Como si los muchísimos motivos de tensión en todo Oriente Medio no fueran ya más que suficientes para mantener en vilo a toda la humanidad, y como si el daño que los fanatismos religiosos no fuera ya demasiado, Israel está a punto de sumarse a las fuerzas que promueven un retorno hacia las páginas más tristes de la historia de la humanidad.
Los sectores más conservadores y enceguecidos por la ortodoxia religiosa del judaísmo ultranacionalista se propusieron convertir al Estado de Israel en una especie de teocracia, despojarlo de los pilares sobre los que se sostiene cualquier estado moderno y dar carácter oficial a ominosas prácticas como la segregación racial, religiosa, étnica y cultural.
La existencia en Israel de grupos inspirados en las más dogmáticas interpretaciones del texto bíblico, en lo religioso y en el desprecio a los demás pueblos en lo cultural, solía ser una corriente muy marginal desde 1948, sin mayor poder de decisión en la vida política hebrea.
Algo cambió desde entonces, pues fue nada menos que el Gobierno de Netanyahu el que presentó un proyecto de ley para definir a Israel como «Estado-nación del pueblo judío», lo que equivale a colocar en un segundo plano al 25% de la población no judía de Israel.
Como es fácil suponer, tan gran salto atrás no podría realizarse sin causar muy vigorosas reacciones adversas. Y como no podía ser de otro modo, es desde la misma sociedad israelí que surgieron las primeras expresiones de protesta y sentaron las bases de una tenaz oposición.

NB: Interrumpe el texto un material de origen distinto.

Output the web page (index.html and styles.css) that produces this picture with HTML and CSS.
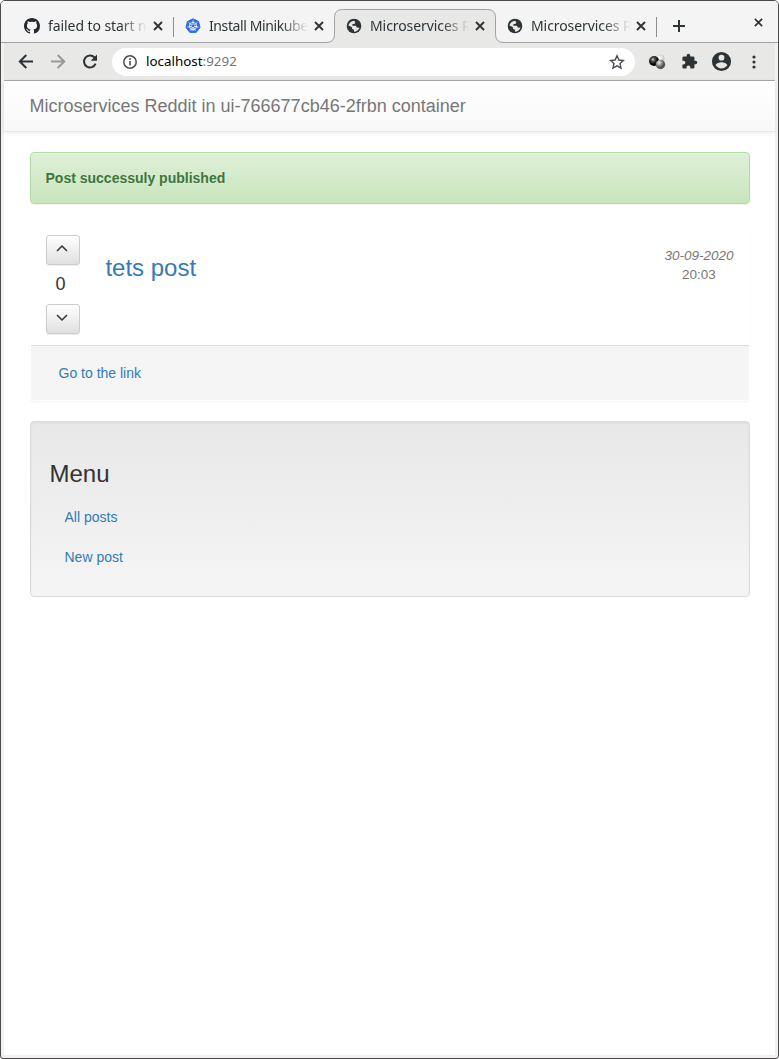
FILE: index.html
```html
<!DOCTYPE html>
<html lang="en">
<head>
<meta charset="utf-8">
<title>Microservices Reddit</title>
<link rel="stylesheet" href="styles.css">
</head>
<body>
<svg class="defs" width="0" height="0" aria-hidden="true">
  <defs>
    <symbol id="x" viewBox="0 0 10 10"><path d="M1 1l8 8M9 1l-8 8" stroke="#2e3436" stroke-width="1.9" fill="none"/></symbol>
    <symbol id="globe" viewBox="0 0 16 16"><circle cx="8" cy="8" r="7.3" fill="#2e3436"/><path d="M2.4 7.6C3 4.800 5.200 2.900 8.200 2.700L9.300 4.300 8.700 5.800 6.400 6.200 6.300 7.700 9.900 7.800 10.800 9.400 13.500 9.700C12.700 12 10.600 13.600 8 13.700L7.900 11.700 6 10.700 5.800 9z" fill="#e8e8e7"/></symbol>
  </defs>
</svg>
<div class="window">
  <header class="tabs">
    <div class="tab">
      <svg class="fav" viewBox="0 0 16 16"><path fill="#24292e" d="M8 0C3.580 0 0 3.580 0 8c0 3.540 2.290 6.530 5.470 7.590.4.070.55-.17.55-.38 0-.19-.01-.82-.01-1.490-2.010.37-2.530-.49-2.690-.94-.09-.23-.48-.94-.82-1.130-.28-.15-.68-.52-.01-.53.63-.01 1.080.58 1.230.82.720 1.210 1.870.87 2.330.66.070-.52.280-.87.510-1.070-1.780-.2-3.640-.89-3.640-3.950 0-.87.310-1.590.82-2.150-.08-.2-.36-1.020.08-2.120 0 0 .67-.21 2.200.82.640-.18 1.320-.27 2-.27s1.360.09 2 .27c1.530-1.040 2.200-.82 2.200-.82.440 1.100.16 1.920.08 2.120.51.560.82 1.270.82 2.150 0 3.070-1.870 3.750-3.650 3.950.29.25.54.73.54 1.480 0 1.070-.01 1.930-.01 2.200 0 .21.150.46.550.38A8.010 8.010 0 0 0 16 8c0-4.420-3.580-8-8-8z"/></svg>
      <span class="label">failed to start n</span><svg class="close"><use href="#x"/></svg>
    </div>
    <div class="tab ruled">
      <svg class="fav" viewBox="0 0 16 16"><path fill="#326ce5" d="M8 .8l5.600 2.700 1.400 6-3.900 4.900H4.900L1 9.500l1.400-6z" stroke="#326ce5" stroke-linejoin="round"/><g fill="none" stroke="#fff" stroke-width=".8"><circle cx="8" cy="8" r="3.600"/><path d="M8 2.400V7M8 9v4M3.700 4.500L7 7.300M12.300 4.500L9 7.300M2.600 9.200L7 8.300M13.400 9.200L9 8.300M5.600 12.800L7.500 9M10.400 12.800L8.500 9"/></g></svg>
      <span class="label snug">Install Minikube</span><svg class="close"><use href="#x"/></svg>
    </div>
    <div class="tab active">
      <svg class="shape" viewBox="0 0 178 34"><path d="M0 33.500Q8.500 33.500 8.500 25.500V8.500Q8.500.5 16.500.5H161.500Q169.500.5 169.500 8.500V25.500Q169.500 33.500 178 33.500V34H0z" fill="#e8e8e7"/><path d="M0 33.500Q8.500 33.500 8.500 25.500V8.500Q8.500.5 16.500.5H161.500Q169.500.5 169.500 8.500V25.500Q169.500 33.500 178 33.500" fill="none" stroke="#a1a1a0"/></svg>
      <svg class="fav"><use href="#globe"/></svg>
      <span class="label">Microservices R</span><svg class="close"><use href="#x"/></svg>
    </div>
    <div class="tab">
      <svg class="fav"><use href="#globe"/></svg>
      <span class="label">Microservices R</span><svg class="close"><use href="#x"/></svg>
    </div>
    <svg class="plus" viewBox="0 0 12 12"><path d="M6 0v12M0 6h12" stroke="#2e3436" stroke-width="2"/></svg>
    <svg class="quit"><use href="#x"/></svg>
  </header>
  <nav class="toolbar">
    <svg class="nav" viewBox="0 0 16 16"><path d="M15 7.500H2M8.300 1L1.800 7.500l6.500 6.500" fill="none" stroke="#2e3436" stroke-width="2"/></svg>
    <svg class="nav" viewBox="0 0 16 16"><path d="M1 7.500h13M7.700 1L14.200 7.500l-6.500 6.500" fill="none" stroke="#979a9a" stroke-width="2"/></svg>
    <svg class="nav" viewBox="0 0 16 16"><path d="M13.600 9.700A6 6 0 1 1 12.500 3.500" fill="none" stroke="#2e3436" stroke-width="2"/><path d="M15 .5v6.300H8.700z" fill="#2e3436"/></svg>
    <div class="address">
      <svg class="info" viewBox="0 0 14 14"><circle cx="7" cy="7" r="6.200" fill="none" stroke="#4a4e50" stroke-width="1.500"/><path d="M7 3.300v1.600M7 6v4.500" stroke="#4a4e50" stroke-width="1.600"/></svg>
      <span class="url">localhost<i>:9292</i></span>
      <svg class="star" viewBox="0 0 16 16"><path d="M8 1.800l1.900 4.200 4.500.5-3.400 3.100 1 4.500L8 11.800l-4 2.300 1-4.500L1.600 6.500 6.100 6z" fill="none" stroke="#4a4e50" stroke-width="1.400"/></svg>
    </div>
    <svg class="ext balls" viewBox="0 0 18 18"><defs><radialGradient id="b1" cx=".4" cy=".35"><stop offset="0" stop-color="#ddd"/><stop offset=".35" stop-color="#555"/><stop offset="1" stop-color="#000"/></radialGradient><radialGradient id="b2" cx=".35" cy=".3"><stop offset="0" stop-color="#eee"/><stop offset="1" stop-color="#555"/></radialGradient><radialGradient id="b3" cx=".4" cy=".4"><stop offset="0" stop-color="#fff"/><stop offset="1" stop-color="#ccc"/></radialGradient></defs><circle cx="12.500" cy="5.500" r="4" fill="url(#b3)"/><circle cx="6" cy="8" r="5" fill="url(#b1)"/><circle cx="12.500" cy="11.500" r="4.700" fill="url(#b2)"/></svg>
    <svg class="ext puzzle" viewBox="0 0 24 24"><path fill="#2e3436" d="M20.500 11H19V7a2 2 0 0 0-2-2h-4V3.500a2.500 2.500 0 0 0-5 0V5H4a2 2 0 0 0-2 2v3.800h1.500a2.700 2.700 0 0 1 0 5.400H2V20a2 2 0 0 0 2 2h3.800v-1.500a2.700 2.700 0 0 1 5.400 0V22H17a2 2 0 0 0 2-2v-4h1.500a2.500 2.500 0 0 0 0-5z"/></svg>
    <svg class="ext user" viewBox="0 0 24 24"><path fill="#2e3436" d="M12 2a10 10 0 1 0 0 20 10 10 0 0 0 0-20zm0 3a3 3 0 1 1 0 6 3 3 0 0 1 0-6zm0 14.200a7.200 7.200 0 0 1-6-3.220c.03-1.990 4-3.080 6-3.080s5.970 1.090 6 3.080a7.200 7.200 0 0 1-6 3.220z"/></svg>
    <svg class="ext dots" viewBox="0 0 4 14"><g fill="#2e3436"><circle cx="2" cy="2" r="1.600"/><circle cx="2" cy="7" r="1.600"/><circle cx="2" cy="12" r="1.600"/></g></svg>
  </nav>
  <main class="page">
    <div class="navbar">Microservices Reddit in ui-766677cb46-2frbn container</div>
    <div class="container">
      <div class="alert">Post successuly published</div>
      <article class="panel">
        <div class="body">
          <div class="votes">
            <button class="btn up"><svg viewBox="0 0 12 8"><path d="M1 7l5-5 5 5" fill="none" stroke="#333" stroke-width="1.500"/></svg></button>
            <span class="score">0</span>
            <button class="btn"><svg viewBox="0 0 12 8"><path d="M1 1l5 5 5-5" fill="none" stroke="#333" stroke-width="1.500"/></svg></button>
          </div>
          <a class="title">tets post</a>
          <div class="date"><em>30-09-2020</em><span>20:03</span></div>
        </div>
        <div class="footer"><a>Go to the link</a></div>
      </article>
      <aside class="well">
        <h3>Menu</h3>
        <a>All posts</a>
        <a>New post</a>
      </aside>
    </div>
  </main>
</div>
</body>
</html>
```
FILE: styles.css
```css
* { box-sizing: border-box; }
html { background: #fff; }
body { margin: 0; font: 14px/20px "Liberation Sans", Arial, sans-serif; color: #333; }
svg { display: block; flex: none; }
.defs { position: absolute; }
.window { display: flex; flex-direction: column; height: 1059px; border: 1px solid #4d4a4c; border-radius: 5px 5px 3px 3px; background: #f2f1f1; overflow: hidden; }
.tabs { display: flex; height: 42px; padding: 8px 14px 0 13px; background: #f4f4f4; border-bottom: 1px solid #a1a1a0; font: 14px/20px "Noto Sans", sans-serif; color: #2e3436; flex: none; }
.tab { position: relative; display: flex; align-items: center; width: 161px; height: 34px; padding: 0 10px; flex: none; }
.tab.ruled::before, .tabs .tab:nth-child(4)::after { content: ""; position: absolute; left: -2px; top: 8px; width: 1px; height: 20px; background: #8b8e8f; }
.tabs .tab:nth-child(4)::after { left: auto; right: 1px; }
.shape { position: absolute; left: -10px; top: 0; width: 178px; height: 34px; }
.fav { position: relative; width: 16px; height: 16px; margin-right: 8px; }
.label { position: relative; width: 105px; margin-right: -7px; letter-spacing: -.08px; white-space: nowrap; -webkit-mask-image: linear-gradient(90deg, #000 72px, transparent 99px); mask-image: linear-gradient(90deg, #000 72px, transparent 99px); }
.label.snug { letter-spacing: -.4px; }
.close { position: relative; width: 10px; height: 10px; margin-left: 7px; }
.plus { width: 12px; height: 12px; margin: 11px 0 0 15px; }
.quit { width: 9px; height: 9px; margin: 8.500px 1.500px 0 auto; }
.toolbar { display: flex; align-items: center; height: 38px; margin: 0 3px; padding-left: 14px; background: #e8e8e7; border-bottom: 1px solid #a9a9a8; flex: none; }
.nav { width: 16px; height: 16px; margin-right: 16px; }
.address { display: flex; align-items: center; width: 523px; height: 28px; padding: 0 10px 0 11px; margin-left: -2px; border-radius: 14px; background: #fff; }
.info { width: 14px; height: 14px; margin-right: 9px; }
.url { position: relative; top: -1px; font: 13.400px/20px "Noto Sans", sans-serif; color: #000; }
.url i { font-style: normal; color: #75787a; }
.star { width: 16px; height: 16px; margin-left: auto; }
.balls { width: 18px; height: 18px; margin-left: 12.500px; }
.puzzle { width: 17px; height: 17px; margin-left: 15px; }
.user { width: 23px; height: 23px; margin-left: 12px; }
.dots { width: 4px; height: 14px; margin-left: 19px; }
.page { flex: 1; margin: 0 3px 3px; background: #fff; }
.navbar { height: 51px; padding: 15px 25.500px; font-size: 18px; color: #777; background: linear-gradient(#fff, #f8f8f8); border-bottom: 1px solid #e7e7e7; box-shadow: 0 1px 5px rgba(0,0,0,.075); }
.container { padding: 20px 25px 0 26px; }
.alert { height: 52px; padding: 15px 14.500px; margin-bottom: 20px; font-weight: bold; color: #3c763d; background: linear-gradient(#dff0d8, #c8e5bc); border: 1px solid #b2dba1; border-radius: 4px; box-shadow: inset 0 1px 0 rgba(255,255,255,.25), 0 1px 2px rgba(0,0,0,.05); text-shadow: 0 1px 0 rgba(255,255,255,.2); }
.panel { height: 177px; margin-bottom: 20px; border: 1px solid transparent; border-radius: 4px; box-shadow: 0 1px 2px rgba(0,0,0,.05); }
.body { display: flex; height: 120px; padding: 10px 15.500px 0 15px; }
.votes { width: 59.400px; }
.btn { display: grid; place-items: center; width: 34px; height: 30px; padding: 0 2px 2px 0; border: 1px solid #ccc; border-radius: 3px; background: linear-gradient(#fff, #e0e0e0); box-shadow: inset 0 1px 0 rgba(255,255,255,.15), 0 1px 1px rgba(0,0,0,.075); }
.btn.up { padding-bottom: 4px; }
.btn svg { width: 12px; height: 8px; }
.score { display: block; margin: 9px 0 10px 9.500px; font-size: 18px; }
a { color: #337ab7; }
.title { margin-top: 20px; font-size: 24px; line-height: 26px; }
.date { display: flex; flex-direction: column; align-items: center; margin: 11px 0 0 auto; color: #777; font-size: 13.500px; line-height: 19px; }
.footer { height: 55px; padding: 17px 27.500px; background: #f5f5f5; border-top: 1px solid #ddd; border-radius: 0 0 3px 3px; }
.well { display: flex; flex-direction: column; height: 176px; padding: 39px 18.500px; background: linear-gradient(#e8e8e8, #f5f5f5); border: 1px solid #dcdcdc; border-radius: 4px; box-shadow: inset 0 1px 3px rgba(0,0,0,.05), 0 1px 0 rgba(255,255,255,.1); }
.well h3 { margin: 0 0 10px; font-size: 24px; font-weight: normal; line-height: 26px; }
.well a { padding: 10px 15px; }
```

Fue desde el mismo Ejecutivo donde comenzó a articularse la oposición encabezada por los ministros de Finanzas y Justicia, Yair Lapid y Tzipi Livni, respectivamente, y de inmediato comenzó a organizarse la resistencia en el Parlamento.
«Es un proyecto radical que lleva a la teocracia. Eso no va a ocurrir», dijo Livni con la esperanza de que, cuando llegue el momento de la votación, los sectores radicales queden en minoría.

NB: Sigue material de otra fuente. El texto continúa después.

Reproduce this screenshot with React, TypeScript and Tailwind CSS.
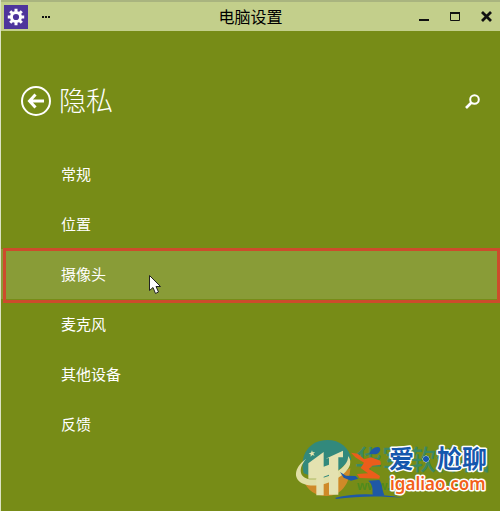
import { useState } from "react";

const items = ["常规", "位置", "摄像头", "麦克风", "其他设备", "反馈"];

function GearIcon() {
  return (
    <svg width="18" height="18" viewBox="0 0 18 18" fill="none" stroke="#fff">
      <circle cx="9" cy="9" r="4.6" strokeWidth="3" />
      <g strokeWidth="3">
        <path d="M9 .8v3M9 14.2v3M.8 9h3M14.2 9h3M3.2 3.2l2.1 2.1M12.7 12.7l2.1 2.1M3.2 14.8l2.1-2.1M12.7 5.3l2.1-2.1" />
      </g>
    </svg>
  );
}

function Watermark() {
  return (
    <svg
      className="pointer-events-none absolute right-0 bottom-0"
      width="220"
      height="81"
      viewBox="0 0 220 81"
      fill="none"
    >
      {/* 旧水印 */}
      <g opacity=".75">
        <text x="75" y="40" fontSize="27" fontWeight="500" fill="#29877b" fontFamily='"Noto Sans CJK SC", sans-serif'>
          华军软件园
        </text>
        <text x="77" y="60" fontSize="13" fontWeight="700" fill="#438b20" fontFamily='"Liberation Sans", sans-serif'>
          www.onlinedown.net
        </text>
      </g>

      <g transform="translate(9 4) scale(.3333)">
        {/* 圆形标志 */}
        <path d="M44 118C30 62 62 18 115 18c38 0 65 22 72 58L110 142Z" fill="#32897c" />
        <path d="M44 140c40 12 98-6 140-38-2 50-30 84-70 84-34 0-60-18-70-46Z" fill="#cf8a28" />
        <path d="M52 74C12 102 12 138 45 150c50 18 128-22 138-58 2-12 0-20-6-26 4 34-62 72-110 70-36-2-42-32-15-62Z" fill="#e1dfa6" />
        <path d="M58 88l46-34v44l16-6V72l-10 2 52-24v20h-14v112h-28v-60l-16 6v56H82v-50H58Z" fill="#e4e2b0" />
        <path d="M69 49l2 6 7-1-5 5 4 6-7-2-5 5v-7l-6-3 7-2Z" fill="#e5e3ae" />

        {/* 奔跑的人 */}
        <path
          d="M186 56l20 3 20 17 20-6 28 10 2 12-26 3-10 10 33 21-2 8-59-2-8-12 33-2-22-16 10-16-26-16Z"
          fill="#ec5d1b"
        />
        <path d="M241 60c4-12 14-22 27-21 9 2 7 15-3 20-8 3-16 1-24 1Z" fill="#1f58a6" />
        <path d="M153 114l18 11 29 1 8 8-22 6-22-9Z" fill="#1f58a6" />
        <path d="M238 140l33-2c9 12 8 28 15 46l-34 2c-4-16 4-30-14-46Z" fill="#1f58a6" />
        <path d="M140 191c50-13 115-15 205 1-80-8-140-5-205 3Z" fill="#1f58a6" />
      </g>

      <g stroke="#fff" strokeWidth="3" strokeLinejoin="round" paintOrder="stroke">
        <text x="109" y="38" fontSize="25" fontWeight="700" fill="#1557ad" fontFamily='"Noto Sans CJK SC", sans-serif'>
          爱
        </text>
        <circle cx="146" cy="29" r="3" fill="#1557ad" strokeWidth="1" />
        <text x="157" y="38" fontSize="25" fontWeight="700" fill="#1557ad" fontFamily='"Noto Sans CJK SC", sans-serif'>
          尬聊
        </text>
        <text x="110" y="60" fontSize="17" fontWeight="600" fill="#f26018" fontFamily='"Noto Sans", sans-serif'>
          igaliao.com
        </text>
      </g>
    </svg>
  );
}

export default function App() {
  const [active, setActive] = useState("摄像头");

  return (
    <div className="relative min-h-screen overflow-hidden border-l border-[#dce3c4] bg-[#778c17] font-['Open_Sans','Noto_Sans_CJK_SC',sans-serif] text-white">
      <header className="grid h-[31px] grid-cols-3 items-center border-t-2 border-[#a9b47f] bg-[#c3cf8b] text-black">
        <div className="flex items-center gap-3 pl-[3px]">
          <div className="flex size-6 items-center justify-center bg-[#4e359c]">
            <GearIcon />
          </div>
          <button aria-label="更多" className="p-0.5">
            <svg width="9" height="2" fill="#111">
              <path d="M0 0h2v2H0zM3 0h2v2H3zM6 0h2v2H6z" />
            </svg>
          </button>
        </div>
        <h1 className="text-center text-base leading-6">电脑设置</h1>
        <div className="flex items-center justify-end gap-5 pr-2">
          <button aria-label="最小化">
            <svg width="11" height="11" fill="#111">
              <path d="M0 8h10v2H0z" />
            </svg>
          </button>
          <button aria-label="最大化">
            <svg width="11" height="11" fill="none" stroke="#111">
              <path d="M.5 2v7.5h9V2" />
              <path d="M0 2h10" strokeWidth="2" />
            </svg>
          </button>
          <button aria-label="关闭">
            <svg width="11" height="11" fill="none" stroke="#111" strokeWidth="2.8">
              <path d="M1 1l9 9M10 1l-9 9" />
            </svg>
          </button>
        </div>
      </header>

      <div className="flex items-center justify-between px-5 pt-[50px]">
        <div className="flex items-center gap-2">
          <button aria-label="返回">
            <svg width="30" height="30" fill="none" stroke="#fff">
              <circle cx="15" cy="15" r="14" strokeWidth="2" />
              <path d="M8.5 15H23M14.5 8.5L8.5 15l6 6.5" strokeWidth="3" />
            </svg>
          </button>
          <h2 className="text-[27px] leading-10 font-light">隐私</h2>
        </div>
        <button aria-label="搜索">
          <svg width="15" height="15" fill="none" stroke="#fff">
            <circle cx="9.5" cy="5.5" r="4.3" strokeWidth="2" />
            <path d="M6.5 8.5L1 14" strokeWidth="2.6" />
          </svg>
        </button>
      </div>

      <nav className="mt-7">
        {items.map((item) => (
          <button
            key={item}
            onClick={() => setActive(item)}
            className={`relative block h-[50px] w-full pl-[60px] text-left text-[15px] leading-5 ${
              active === item ? "bg-[#899c37]" : ""
            }`}
          >
            {item}
            {active === item && (
              <span className="absolute -top-px right-0 -bottom-1 left-0.5 border-3 border-[#cc4c2c]" />
            )}
          </button>
        ))}
      </nav>

      {/* 鼠标指针 */}
      <svg className="pointer-events-none absolute top-[274px] left-[147px]" width="14" height="21" viewBox="0 0 14 21">
        <path d="M1.5 1.5v15l3.5-3 2.5 6 3-1.5-2.5-5.5h4.5Z" fill="#fff" stroke="#222" />
      </svg>

      <Watermark />
    </div>
  );
}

A favor de esa posibilidad se destaca también la oposición del Fiscal General de Israel, Yehuda Weinstein, quien se negó a avalar el proyecto de ley por considerar que es incompatible con textos básicos como la Declaración de Independencia, documento que en Israel hace las veces de Constitución.
«Es un ataque a la naturaleza democrática de Israel», afirmó, por lo que no sería posible que la acepte la Corte Suprema.
La crítica más fuerte llegó en palabras del president Reuvén Rivlin. «La ley pone en duda la legitimidad del sionismo. Si sólo después de 66 años de Independencia y reconocimiento internacional necesitamos de una ley así, ¿qué estuvimos haciendo todo este tiempo?», argumentó
Fuera del escenario político, las más importantes instituciones de la sociedad civil también están dispuestas a actuar. Es el caso de la Asociación por los Derechos Civiles de Israel, que considera que el proyecto de ley violará derechos básicos de las personas y podría llevar a que se ubique físicamente a la gente en función de su credo o su nacionalidad.
Será crucial la confrontación de fuerzas políticas, ideológicas y religiosas que tendrá lugar en Israel durante las próximas semanas. Del desenlace depende que Israel contribuya a la preservación de los pilares de la civilización moderna o que las fuerzas reaccionarias sumen nuevos triunfos en su afán de conducirnos de nuevo al gueto.